Worldline approach to vector and antisymmetric tensor fields

TL;DR

This paper develops a worldline path integral approach to quantize antisymmetric tensor fields, simplifying calculations of effective actions, anomalies, and dualities in arbitrary dimensions, especially when coupled to gravity.

Contribution

It introduces a novel worldline quantization method for antisymmetric tensor fields that simplifies heat-kernel calculations and reveals duality relations.

Findings

Calculated Seeley-DeWitt coefficients for arbitrary rank tensors

Obtained the trace anomaly for a spin 1 particle in 4D

Established duality relations between differential form gauge fields

Abstract

The N=2 spinning particle action describes the propagation of antisymmetric tensor fields, including vector fields as a special case. In this paper we study the path integral quantization on a one-dimensional torus of the N=2 spinning particle coupled to spacetime gravity.
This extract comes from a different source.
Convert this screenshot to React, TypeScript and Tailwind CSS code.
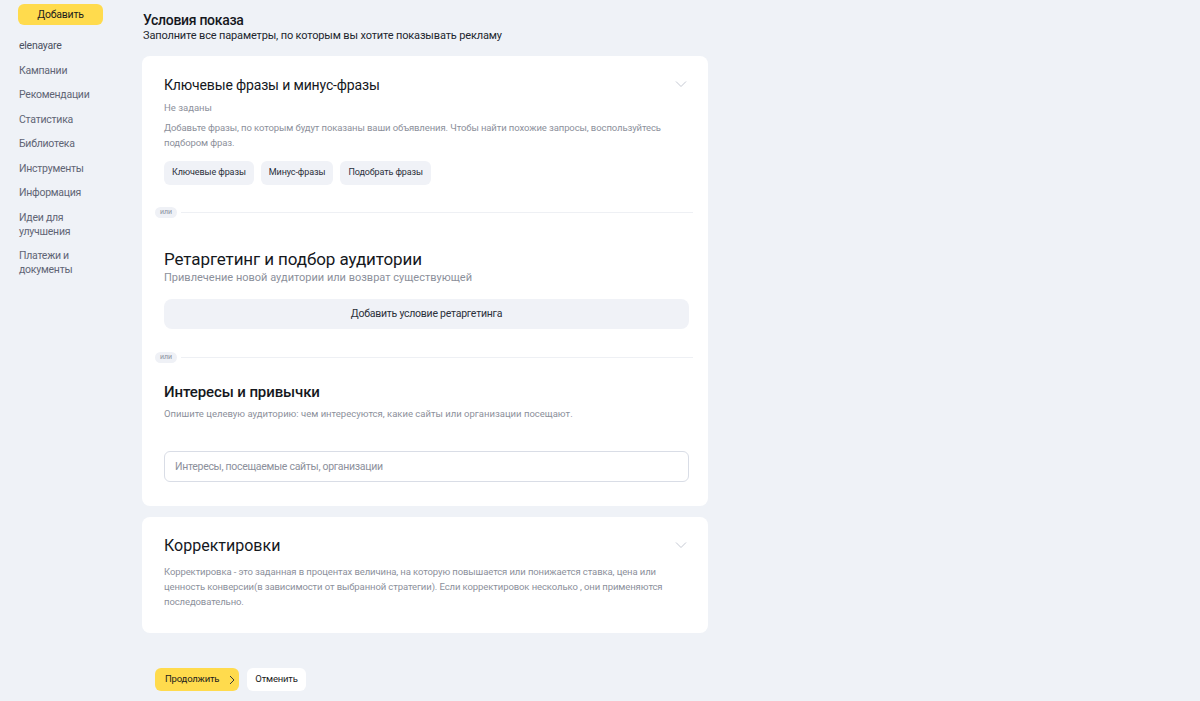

The action has a local N=2 worldline supersymmetry with a gauged U(1) symmetry that includes a Chern-Simons coupling. Its quantization on the torus produces the one-loop effective action for a single antisymmetric tensor. We use this worldline representation to calculate the first few Seeley-DeWitt coefficients for antisymmetric tensor fields of arbitrary rank in arbitrary dimensions. As side results we obtain the correct trace anomaly of a spin 1 particle in four dimensions as well as exact duality relations between differential form gauge fields. This approach yields a drastic simplification over standard heat-kernel methods. It contains on top of the usual proper time a new modular parameter implementing the reduction to a single tensor field. Worldline methods are generically simpler and more efficient in perturbative computations then standard QFT Feynman rules. This is particularly evident when the coupling to gravity is considered.